Your objective:
Only a number is expected: how many lines in the data below contain the word "components".

Dataset content:
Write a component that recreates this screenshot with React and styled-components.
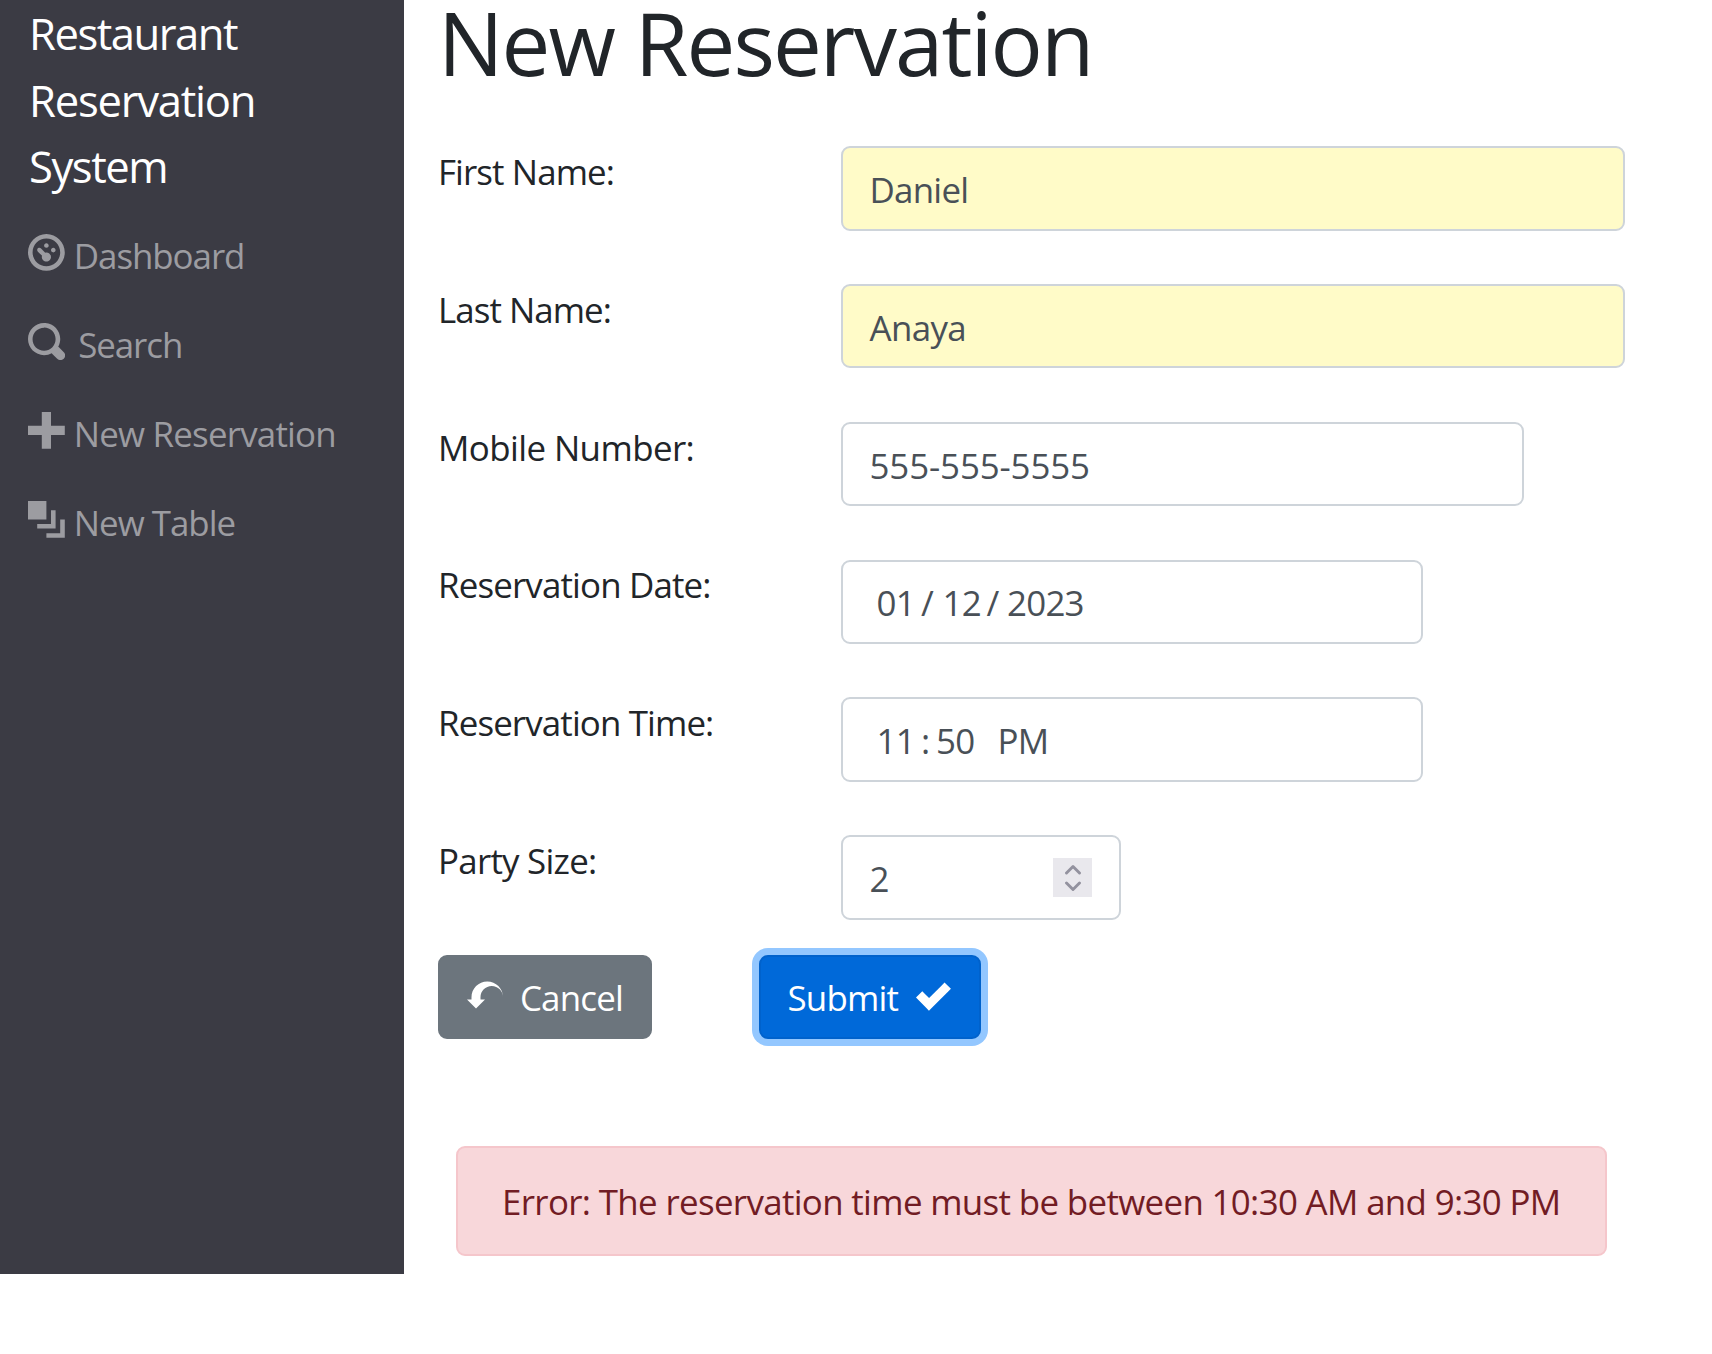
import React from "react";
import styled, { createGlobalStyle } from "styled-components";

const GlobalStyle = createGlobalStyle`
  *, *::before, *::after { box-sizing: border-box; }
  body {
    margin: 0;
    background: #fff;
    color: #212529;
    font-family: "Open Sans", "Noto Sans", sans-serif;
    font-size: 34.9px;
    line-height: 54px;
  }
`;

const Layout = styled.div`
  display: flex;
  align-items: flex-start;
  width: 1712px;
  height: 1354px;
`;

const Sidebar = styled.nav`
  flex: none;
  width: 404px;
  height: 1274px;
  padding-left: 28px;
  background: #3b3b44;
`;

const Brand = styled.div`
  display: flex;
  flex-direction: column;
  padding: 0 0 11px 1px;
  color: #fff;
  font-size: 43.6px;
  line-height: 66.6px;
`;

const Tracked = styled.span`
  letter-spacing: ${(p) => p.$tracking}px;
  white-space: nowrap;
`;

const NavItem = styled.a`
  display: flex;
  align-items: center;
  gap: ${(p) => p.$gap || 9}px;
  height: 89px;
  color: #9c9ca1;

  ${Tracked} {
    padding-top: 1px;
  }
`;

const IconSvg = styled.svg`
  flex: none;
  width: ${(p) => p.$size}px;
  height: ${(p) => p.$size}px;
  margin-bottom: ${(p) => p.$lift}px;
  fill: currentColor;
`;

const Main = styled.main`
  flex: 1;
  padding-left: 34px;
`;

const Title = styled.h1`
  margin: 0 0 61.8px;
  font-size: 87px;
  font-weight: 400;
  line-height: 84.5px;
`;

const Row = styled.div`
  display: grid;
  grid-template-columns: 403px auto;
  justify-content: start;
  height: 84.4px;
  margin-bottom: ${(p) => (p.$last ? 35.4 : 53.4)}px;
`;

const Label = styled.label`
  margin: -1.3px 0 0;
`;

const Field = styled.div`
  display: flex;
  align-items: center;
  justify-content: space-between;
  width: ${(p) => p.$width}px;
  height: 84.4px;
  padding: 0 27px 0 ${(p) => (p.$segmented ? 33.5 : 26.5)}px;
  border: 2px solid #ced4da;
  border-radius: 9px;
  background: ${(p) => (p.$filled ? "#fffbc8" : "#fff")};
  color: #495057;
`;

const Value = styled.span`
  padding-top: 3px;
  letter-spacing: ${(p) => p.$tracking || 0}px;
`;

const Segments = styled.div`
  display: flex;
  padding-top: 3px;
  letter-spacing: -0.75px;
`;

const Segment = styled.span`
  width: ${(p) => p.$width}px;
  white-space: nowrap;
`;

const Stepper = styled.div`
  display: flex;
  flex-direction: column;
  align-items: center;
  justify-content: center;
  gap: 6.5px;
  width: 39px;
  height: 39px;
  margin-top: 1px;
  background: #e9e8ed;
`;

const Chevron = styled.svg`
  width: 18px;
  height: 11px;
  fill: none;
  stroke: #93929f;
  stroke-width: 2.9;
  stroke-linecap: round;
  stroke-linejoin: round;
`;

const Actions = styled.div`
  display: flex;
  gap: 107px;
`;

const Button = styled.button`
  display: flex;
  align-items: center;
  justify-content: space-between;
  width: ${(p) => p.$width}px;
  height: 84px;
  padding: 0 27px 0 26.5px;
  border: 2px solid ${(p) => (p.$primary ? "#0062cc" : "#6c757d")};
  border-radius: 9px;
  background: ${(p) => (p.$primary ? "#0069d9" : "#6c757d")};
  box-shadow: ${(p) => (p.$primary ? "0 0 0 7px #93c7ff" : "none")};
  color: #fff;
  font: inherit;

  ${Tracked} {
    padding-top: 1.5px;
  }
`;

const Alert = styled.div`
  width: 1151px;
  height: 110px;
  margin: 107px 0 0 18px;
  padding: 27px 0 0 44px;
  border: 2px solid #f5c6cb;
  border-radius: 9px;
  background: #f8d7da;
  color: #721c24;
`;

const PATHS = {
  dashboard:
    "M4 0c-2.2 0-4 1.8-4 4s1.8 4 4 4 4-1.8 4-4-1.8-4-4-4zm0 1c1.66 0 3 1.34 3 3s-1.34 3-3 3-3-1.34-3-3 1.34-3 3-3zm0 1c-.28 0-.5.22-.5.5s.22.5.5.5.5-.22.5-.5-.22-.5-.5-.5zm-1.66 1a.5.5 0 0 0-.19.84l.91.91c-.02.08-.06.16-.06.25 0 .55.45 1 1 1s1-.45 1-1-.45-1-1-1c-.09 0-.17.04-.25.06l-.91-.91a.5.5 0 0 0-.44-.16.5.5 0 0 0-.06 0zm3.16 0c-.28 0-.5.22-.5.5s.22.5.5.5.5-.22.5-.5-.22-.5-.5-.5z",
  search:
    "M3.5 0c-1.93 0-3.5 1.57-3.5 3.5s1.57 3.5 3.5 3.5c.59 0 1.17-.14 1.66-.41a1 1 0 0 0 .13.13l1 1a1.02 1.02 0 1 0 1.44-1.44l-1-1a1 1 0 0 0-.16-.13c.27-.49.44-1.06.44-1.66 0-1.93-1.55-3.5-3.5-3.5zm0 1c1.39 0 2.5 1.11 2.5 2.5 0 .66-.24 1.27-.66 1.72-.01.01-.02.02-.03.03a1 1 0 0 0-.13.13c-.44.4-1.04.63-1.69.63-1.39 0-2.5-1.11-2.5-2.5s1.11-2.5 2.5-2.5z",
  plus: "M3 0v3h-3v2h3v3h2v-3h3v-2h-3v-3h-2z",
  layers: "M0 0v4h4v-4h-4zm5 2v3h-3v1h4v-4h-1zm2 2v3h-3v1h4v-4h-1z",
  undo: "M4.5 1c-1.93 0-3.5 1.57-3.5 3.5v.5h-1l2 2 2-2h-1v-.5c0-1.38 1.12-2.5 2.5-2.5s2.5 1.12 2.5 2.5c0-1.93-1.57-3.5-3.5-3.5z",
  check:
    "M6.41 1l-.69.72-2.78 2.78-.81-.78-.72-.72-1.41 1.41.72.72 1.5 1.5.69.72.72-.72 3.5-3.5.72-.72-1.44-1.41z",
};

function Icon({ name, size = 36.8, lift = 5 }) {
  return (
    <IconSvg viewBox="0 0 8 8" $size={size} $lift={lift} aria-hidden="true">
      <path d={PATHS[name]} />
    </IconSvg>
  );
}

const NAV = [
  { icon: "dashboard", text: "Dashboard", tracking: -1.05 },
  { icon: "search", text: "Search", tracking: -1.1, gap: 13.5 },
  { icon: "plus", text: "New Reservation", tracking: -0.8 },
  { icon: "layers", text: "New Table", tracking: -1 },
];

function FormRow({ label, tracking, last, children }) {
  return (
    <Row $last={last}>
      <Label>
        <Tracked $tracking={tracking}>{label}</Tracked>
      </Label>
      {children}
    </Row>
  );
}

export default function App() {
  return (
    <>
      <GlobalStyle />
      <Layout>
        <Sidebar>
          <Brand>
            <Tracked $tracking={-1.5}>Restaurant</Tracked>
            <Tracked $tracking={-1.25}>Reservation</Tracked>
            <Tracked $tracking={-1.45}>System</Tracked>
          </Brand>
          {NAV.map((item) => (
            <NavItem key={item.text} $gap={item.gap}>
              <Icon name={item.icon} />
              <Tracked $tracking={item.tracking}>{item.text}</Tracked>
            </NavItem>
          ))}
        </Sidebar>
        <Main>
          <Title>
            <Tracked $tracking={-1.92}>New Reservation</Tracked>
          </Title>
          <FormRow label="First Name:" tracking={-0.9}>
            <Field $width={784} $filled>
              <Value $tracking={-0.75}>Daniel</Value>
            </Field>
          </FormRow>
          <FormRow label="Last Name:" tracking={-0.95}>
            <Field $width={784} $filled>
              <Value $tracking={-0.65}>Anaya</Value>
            </Field>
          </FormRow>
          <FormRow label="Mobile Number:" tracking={-0.58}>
            <Field $width={683}>
              <Value $tracking={-0.13}>555-555-5555</Value>
            </Field>
          </FormRow>
          <FormRow label="Reservation Date:" tracking={-0.85}>
            <Field $width={582} $segmented>
              <Segments>
                <Segment $width={44.5}>01</Segment>
                <Segment $width={21.5}>/</Segment>
                <Segment $width={44}>12</Segment>
                <Segment $width={20.5}>/</Segment>
                <Segment $width={80}>2023</Segment>
              </Segments>
            </Field>
          </FormRow>
          <FormRow label="Reservation Time:" tracking={-0.87}>
            <Field $width={582} $segmented>
              <Segments>
                <Segment $width={44.5}>11</Segment>
                <Segment $width={15}>:</Segment>
                <Segment $width={61.5}>50</Segment>
                <Segment $width={56}>PM</Segment>
              </Segments>
            </Field>
          </FormRow>
          <FormRow label="Party Size:" tracking={-0.75} last>
            <Field $width={280}>
              <Value>2</Value>
              <Stepper>
                <Chevron viewBox="0 0 18 11">
                  <path d="M2.5 9 9 2.5 15.5 9" />
                </Chevron>
                <Chevron viewBox="0 0 18 11">
                  <path d="M2.5 2 9 8.5 15.5 2" />
                </Chevron>
              </Stepper>
            </Field>
          </FormRow>
          <Actions>
            <Button type="button" $width={214}>
              <Icon name="undo" size={36} lift={3} />
              <Tracked $tracking={-0.8}>Cancel</Tracked>
            </Button>
            <Button type="submit" $width={222} $primary>
              <Tracked $tracking={-0.8}>Submit</Tracked>
              <Icon name="check" size={35.6} lift={3} />
            </Button>
          </Actions>
          <Alert role="alert">
            <Tracked $tracking={-0.66}>
              Error: The reservation time must be between 10:30 AM and 9:30 PM
            </Tracked>
          </Alert>
        </Main>
      </Layout>
    </>
  );
}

Response to this task:
2